Pour notre première randonnée le choix se porte sur l’ascension du mont Tachudake, un éperon rocheux de 43 mètres qui culmine à 1497 mètres d’altitude. Il faut compter 3h30 pour la montée et presque autant pour la descente le terrain étant relativement accidenté. Ca commence plutôt tranquillement par la traversée de Yakusugiland une partie de la forêt où l’on trouve des cèdres du Japon multi-millénaires à foison. L’ensemble a un côté un peu irréel, quelque chose d’Alice au pays des merveilles où les arbres prennent des formes étranges qu’on imagine voir s’animer. La pente s’accentue, les marches deviennent plus hautes, des cordes fixes viennent aider pour les passages les plus techniques. Certains rigolent moins que d’autres et il devient difficile de contrer l’argument d’un adolescent “En plus on fait tout ca pour ne pas avoir de vue” quand le temps se couvre à vue d’oeil. On arrive quand même au sommet après 4 heures de marche pour un joyeux pique-nique sans vue vous l’aurez compris! Le retour nous prend 3h30 et c’est fourbu et les genoux en vrac pour Alexandre qu’on reprend la route pour rentrer à notre hôtel où le onsen ne se fait pas attendre.
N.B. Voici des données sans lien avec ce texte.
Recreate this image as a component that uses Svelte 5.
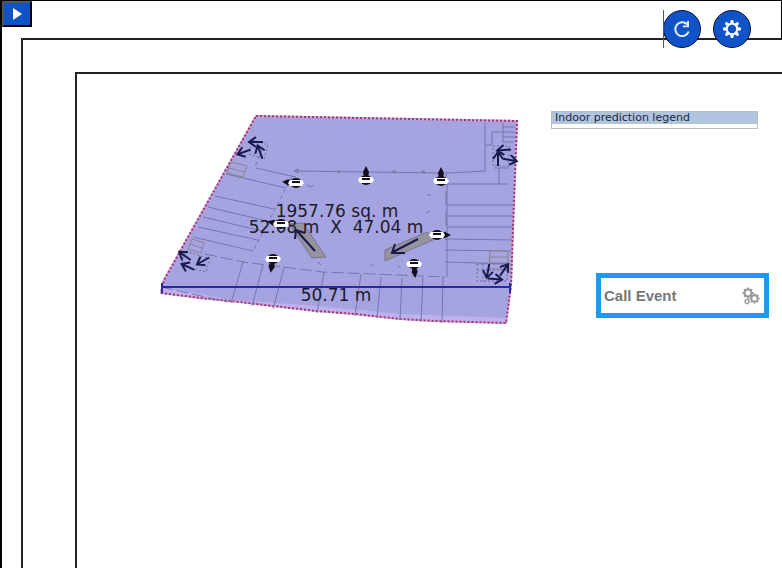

L’instant “bain chaud relaxant” après une longue journée de marche est ce qui fait du Japon un endroit unique pour la randonnée. Il n’y a pas mieux pour se reposer et détendre les muscles.
Minute Cyclopède: cryptomeria est un genre de conifère qui ne comprend qu’une espèce, cryptomeria japonica, endémique au Japon où elle est connue sous le nom de sugi ou cèdre japonais. Elle n’est en réalité pas liée aux vrais cèdres mais appartient à la famille des cyprès. Merci Hélène pour l’explication.
Le lendemain nous partons pour la gorge Shiratani Unsui pour randonner jusqu’à la partie de forêt couverte de mousses plus vertes et variées les unes que les autres. La marche y est beaucoup plus facile que la veille. Pour Vee et moi c’était un incontournable de Yakushima. C’est ici que l’on trouve ce qui fait l’âme de l’île, ce côté forêt enchantée et mystérieuse où arbres, racines et rochers sont engoncés dans leur gangue de mousse, où coulent ruisseaux et torrents et où les cèdres millénaires foisonnent. L’endroit est tout simplement magique et le panorama en bout de randonnée (pour les plus courageux) est à couper le souffle quand le temps s’y prête comme pour nous. On découvre Yakushima dans toute sa splendeur faite de montagnes et de forêts aux cinquante nuances de vert. Sur la route du retour, on croise de nouveaux macaques et biches et on profite une dernière fois des panoramas incroyables avant de reprendre le ferry pour Kagoshima le lendemain.